Transparansi dan akuntabilitas pengelolaan dana Tapera juga menjadi krusial. Asesmen imbal hasil yang lebih jelas dan partisipasi aktif lembaga seperti KPK dan BPK dalam pengawasan dana ini dapat membangun kepercayaan masyarakat serta memastikan dana yang dikumpulkan digunakan dengan efektif untuk tujuan yang seharusnya.

Selain itu, langkah-langkah untuk meningkatkan daya beli masyarakat juga perlu ditekankan. Penyesuaian suku bunga KPR dan intervensi kebijakan moneter yang tepat dapat membantu mengimbangi kenaikan harga rumah yang terus meningkat, sehingga manfaat Tapera dapat dirasakan secara nyata oleh masyarakat luas.

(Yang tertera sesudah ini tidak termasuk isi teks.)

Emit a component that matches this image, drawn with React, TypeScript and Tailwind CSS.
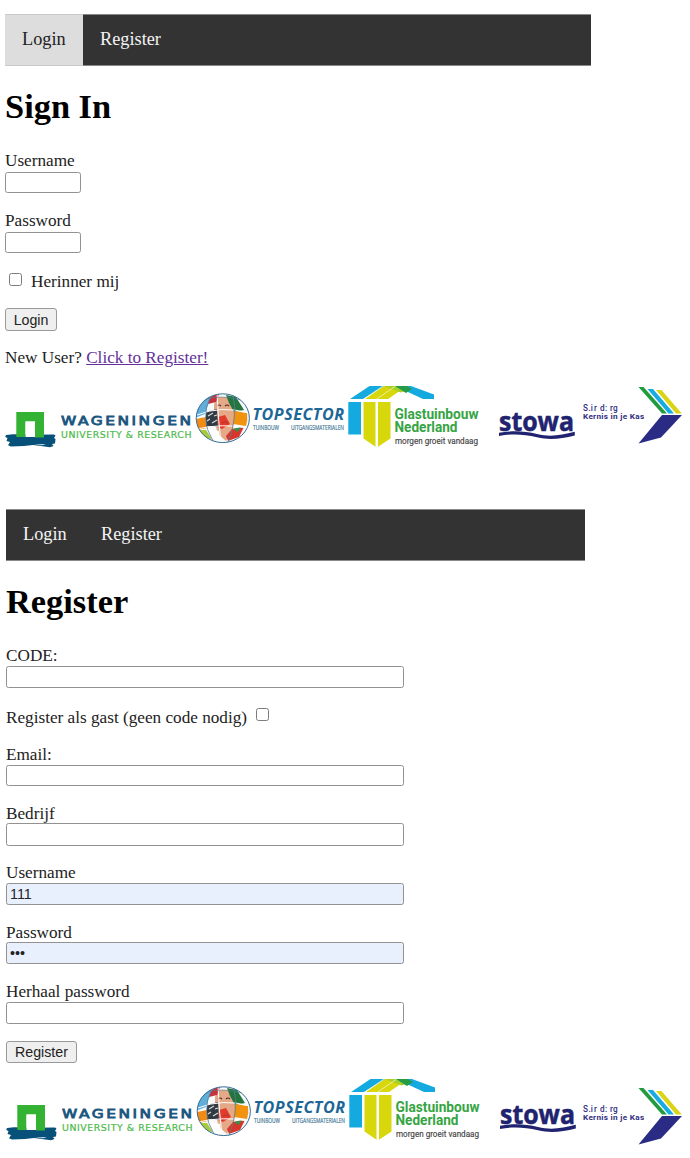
import type { ReactNode } from "react";

function NavBar({ active, className }: { active?: boolean; className: string }) {
  return (
    <nav className={`flex items-stretch border-y border-[#888] bg-[#333] text-[18.3px] text-[#f4f4f4] ${className}`}>
      <a className={`-my-px flex w-[78px] items-center border-y pl-[17px] ${active ? "border-[#c8c8c8] bg-[#ddd] text-[#222]" : "border-transparent"}`}>Login</a>
      <a className="flex items-center pl-[17px]">Register</a>
    </nav>
  );
}

function Title({ children }: { children: ReactNode }) {
  return <h1 className="mt-5 h-10 text-[34.4px] leading-[41px] font-bold text-black">{children}</h1>;
}

function Field({ label, value, type = "text", className, input }: {
  label: string;
  value?: string;
  type?: string;
  className: string;
  input: string;
}) {
  return (
    <label className={`flex flex-col justify-between ${className}`}>
      <span className="block h-5 leading-[22px]">{label}</span>
      <input
        type={type}
        defaultValue={value}
        className={`block rounded-[2.5px] border border-[#929292] px-[3px] pb-px font-['Liberation_Sans',sans-serif] text-[14.3px] leading-4 text-[#222] outline-none ${value ? "bg-[#e8f0fe]" : "bg-white"} ${input}`}
      />
    </label>
  );
}

function Checkbox({ className }: { className: string }) {
  return <input type="checkbox" className={`size-[13px] appearance-none rounded-[2.5px] border border-[#7c7c7c] bg-white ${className}`} />;
}

function Button({ children, className }: { children: ReactNode; className: string }) {
  return (
    <button className={`flex items-center justify-center rounded-[3px] border border-[#999] bg-[#efefef] pt-px font-['Liberation_Sans',sans-serif] text-[14.2px] leading-none text-[#222] ${className}`}>
      {children}
    </button>
  );
}

function Wageningen() {
  return (
    <svg width="190" height="75" viewBox="5 380 190 75" className="shrink-0">
      <path d="M6 435 L13 434.2 L30 434.7 L54 434.5 L55.5 435.5 L54 438 L55.5 439 L55 443.5 L52 444 L53.5 446 L50 447.2 L37 445.6 L33 445 L24 446 L11 446.5 L8 445.3 L10 442 L6.5 441 L7.5 438 L5.2 437 Z" fill="#07507a" />
      <path d="M34 444.8 L46 443.9 L42 445.2 Z" fill="#fff" />
      <path d="M16.3 412 H44 V437.5 H35 V421.5 H25.5 V437 H16.3 Z" fill="#34b233" />
      <path d="M25.5 421.5 H35 V437 H25.5 Z" fill="#fff" />
      <text x="61" y="424.6" textLength="132.5" lengthAdjust="spacingAndGlyphs" letterSpacing="2" fontFamily="DejaVu Sans" fontSize="12.2" fill="#195680" stroke="#195680" strokeWidth=".8">WAGENINGEN</text>
      <text x="61" y="437.5" textLength="131" lengthAdjust="spacingAndGlyphs" letterSpacing=".5" fontFamily="DejaVu Sans" fontSize="8.3" fill="#4dba4b" stroke="#4dba4b" strokeWidth=".2">UNIVERSITY &amp; RESEARCH</text>
    </svg>
  );
}

function Topsector({ id }: { id: string }) {
  return (
    <svg width="152" height="75" viewBox="195 380 152 75" className="shrink-0 overflow-visible">
      <clipPath id={id}><ellipse cx="222.8" cy="418.2" rx="26.8" ry="24.6" /></clipPath>
      <g clipPath={`url(#${id})`}>
        <path d="M195 392 H250 V445 H195Z" fill="#f7fafb" />
        <path d="M195 393 H212 L205 414 L195 418Z" fill="#62aeda" />
        <path d="M196 419 L206 417 L207 428 L198 430Z" fill="#f28b14" />
        <path d="M214 404 L217 397 L228 397 L235 411 L233 430 L226 441 L218 434 L214 420Z" fill="#e6a988" />
        <path d="M209 400 Q212 394 219 394 L216 402 L208 404Z" fill="#c7313c" />
        <path d="M226 395 L236 397 L244 410 L234 412 L229 403Z" fill="#24753d" />
        <path d="M234 411 L247 413 Q248 420 246 426 L233 424Z" fill="#f2930f" />
        <path d="M206 412 L217 409 L218 427 L206 426Z" fill="#323b43" />
        <path d="M208 416 L213 413 M212 423 L217 420 M207 421 L210 419 M214 416 L217 415" stroke="#d6d9d8" strokeWidth="1.2" />
        <path d="M218 417 L225 415 L230 424 L222 429 L218 427Z" fill="#e23a2b" />
        <path d="M232 429 L244 427 L239 437 L228 441 L226 436Z" fill="#d8362a" />
        <path d="M233 429 L241 427 L238 432Z" fill="#35904c" />
        <path d="M199 430 L206 430 L212 439 L204 438Z" fill="#a6c940" />
        <path d="M207 429 L219 431 L220 442 L212 439Z" fill="#fff" />
        <path d="M217 406 q2-2 4 0 M225 406 q2-2 4 0" stroke="#4c2c24" fill="none" strokeWidth="1.1" />
        <path d="M222 423 q4-2 6 0" stroke="#b3382e" fill="none" strokeWidth="1.2" />
        <path d="M197 415 Q221 405 249 413 M197 429 Q223 423 247 428 M217 393 Q218 418 221 443" fill="none" stroke="#fff" strokeWidth="1" />
        <path d="M211 396 Q199 418 213 441 M233 395 Q238 418 228 442" fill="none" stroke="#55809b" strokeWidth=".8" />
        <path d="M203 400 Q220 394 241 400" fill="none" stroke="#55809b" strokeWidth=".6" />
      </g>
      <ellipse cx="222.8" cy="418.2" rx="26.6" ry="24.4" fill="none" stroke="#396e94" strokeWidth="1" />
      <text x="252.5" y="420" textLength="92" lengthAdjust="spacingAndGlyphs" letterSpacing=".5" fontFamily="Open Sans" fontStyle="italic" fontWeight="700" fontSize="15.5" fill="#1d6697">TOPSECTOR</text>
      <g fontFamily="Open Sans" fontSize="7" fill="#3f7796" stroke="#3f7796" strokeWidth=".2">
        <text x="253" y="429.6" textLength="26" lengthAdjust="spacingAndGlyphs">TUINBOUW</text>
        <text x="291" y="429.6" textLength="53" lengthAdjust="spacingAndGlyphs">UITGANGSMATERIALEN</text>
      </g>
    </svg>
  );
}

function Glastuinbouw() {
  return (
    <svg width="145" height="75" viewBox="347 380 145 75" className="shrink-0 overflow-visible">
      <path d="M348.3 402 H361 V434.5 H348.3Z M350 399 L369.5 386 H384 L363 399Z M395 386 H411 L434 394.5 V399 H423Z" fill="#14aae0" />
      <path d="M363.5 402 H375.5 V446.8 L363.5 438.5Z M378 402 H390.5 V438.5 L378 446.8Z M365 399 L384 386 H407 L388 399Z" fill="#d8d70c" />
      <path d="M384 386 H395 L407 390.5 L400.5 392.5Z" fill="#a9ce26" />
      <path d="M395 386 H407 L412 389 L406 393Z" fill="#259b48" />
      <path d="M376 399.5 L395 386.5 M363 399.5 L383 386" stroke="#f5f8dc" strokeWidth=".7" />
      <g fontFamily="Roboto" fontWeight="700" fontSize="14" fill="#36a443">
        <text x="394.5" y="419" textLength="84" lengthAdjust="spacingAndGlyphs">Glastuinbouw</text>
        <text x="394.5" y="431.5" textLength="63" lengthAdjust="spacingAndGlyphs">Nederland</text>
      </g>
      <text x="395" y="444.4" textLength="83" lengthAdjust="spacingAndGlyphs" fontFamily="Roboto" fontSize="9.2" fill="#444" stroke="#444" strokeWidth=".15">morgen groeit vandaag</text>
    </svg>
  );
}

function Stowa() {
  return (
    <svg width="86" height="75" viewBox="492 380 86 75" className="shrink-0">
      <text x="499" y="431.3" textLength="75" lengthAdjust="spacingAndGlyphs" fontFamily="Open Sans" fontWeight="700" fontSize="26" fill="#20236f" stroke="#20236f" strokeWidth=".5">stowa</text>
      <path d="M499 432.8 C513 430.5 524 431 537 434 C550 437.3 561 435.3 574.8 431.8 L574.8 435.4 C561 438.8 550 440.3 537 437.3 C523 434 512 433.5 499 436Z" fill="#20236f" />
    </svg>
  );
}

function KennisInJeKas({ className = "" }: { className?: string }) {
  return (
    <svg width="106" height="75" viewBox="578 380 106 75" className={`shrink-0 ${className}`}>
      <g fontFamily="Roboto" fill="#302d80">
        <g fontSize="8.2" fontWeight="500">
          <text x="583" y="411">S</text>
          <text x="588.5" y="411">.i</text>
          <text x="594" y="411">r</text>
          <text x="600" y="411">d</text>
          <text x="605" y="411">:</text>
          <text x="610" y="411">r</text>
          <text x="613" y="411">g</text>
        </g>
        <text x="583" y="419.3" textLength="61.5" lengthAdjust="spacingAndGlyphs" letterSpacing=".3" fontSize="7.9" fontWeight="700">Kernis in je Kas</text>
      </g>
      <path d="M638.5 387 H643.5 L667 413.5 H662Z" fill="#229b3c" />
      <path d="M647.5 389 H653 L674 413.5 H668.5Z" fill="#16ace2" />
      <path d="M656 390 H661.5 L681.8 413.5 H676Z" fill="#d9d516" />
      <path d="M662 415 H682 L661 437.5 L638.5 443.5Z" fill="#292b84" />
    </svg>
  );
}

function Logos({ id, className, lowered }: { id: string; className: string; lowered?: boolean }) {
  return (
    <div className={`flex h-[75px] ${className}`}>
      <Wageningen />
      <Topsector id={id} />
      <Glastuinbouw />
      <Stowa />
      <KennisInJeKas className={lowered ? "-ml-px mt-2" : ""} />
    </div>
  );
}

export default function App() {
  return (
    <main className="h-[1158px] w-[690px] overflow-hidden bg-white font-['Liberation_Serif',serif] text-[17.2px] text-[#222]">
      <section className="flex h-[509px] flex-col items-start pt-3.5 pl-[5px]">
        <NavBar active className="h-[52px] w-[586px] shrink-0" />
        <Title>Sign In</Title>
        <Field label="Username" className="mt-6 h-[43px]" input="h-[21px] w-[76px]" />
        <Field label="Password" type="password" className="mt-[17px] h-[43px]" input="h-[21px] w-[76px]" />
        <label className="mt-[18px] flex h-5 items-start pl-1 leading-[22px]">
          <Checkbox className="mt-0.5 mr-[9px]" />
          Herinner mij
        </label>
        <Button className="mt-[17px] h-[23px] w-[52px]">Login</Button>
        <p className="mt-4 h-5 leading-[22px]">New User? <a className="text-[#63309a] underline">Click to Register!</a></p>
        <Logos id="globe-login" className="mt-[13px]" />
      </section>
      <section className="flex flex-col items-start pl-1.5">
        <NavBar className="h-[52px] w-[579px] shrink-0" />
        <Title>Register</Title>
        <Field label="CODE:" className="mt-6 h-[43px]" input="h-[22px] w-[398px]" />
        <label className="mt-[19px] flex h-5 items-start leading-[22px]">
          Register als gast (geen code nodig)
          <Checkbox className="mt-px ml-[9px]" />
        </label>
        <Field label="Email:" className="mt-[17px] h-[42px]" input="h-[21px] w-[398px]" />
        <Field label="Bedrijf" className="mt-[17px] h-[43px]" input="h-[23px] w-[398px]" />
        <Field label="Username" value="111" className="mt-4 h-[43px]" input="h-[22px] w-[398px]" />
        <Field label="Password" type="password" value="111" className="mt-[17px] h-[42px]" input="h-[22px] w-[398px]" />
        <Field label="Herhaal password" type="password" className="mt-[17px] h-[43px]" input="h-[22px] w-[398px]" />
        <Button className="mt-[17px] h-[22px] w-[71px]">Register</Button>
        <Logos id="globe-register" className="mt-[10px]" lowered />
      </section>
    </main>
  );
}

Sebagai program yang menuai pro dan kontra, Tapera menunjukkan kompleksitas dalam implementasinya. Sementara tujuan untuk meningkatkan akses perumahan adalah hal yang mulia, perlu adanya evaluasi mendalam terhadap dampak sosial, ekonomi, dan hukum dari kebijakan ini. Masyarakat menantikan sikap pemerintah yang baru terkait dengan nasib Tapera di masa mendatang, apakah akan mengalami revisi mendalam atau diteruskan dengan perbaikan signifikan.

Di akhir artikel ini, satu hal yang pasti adalah perlunya dialog terbuka dan transparan antara pemerintah, masyarakat, dan pemangku kepentingan lainnya dalam merumuskan kebijakan publik yang dapat membangun kepercayaan dan kesejahteraan bersama. Hanya dengan pendekatan seperti itu, langkah-langkah seperti Tapera dapat benar-benar mendukung visi pembangunan nasional menuju kesejahteraan yang merata bagi seluruh rakyat Indonesia.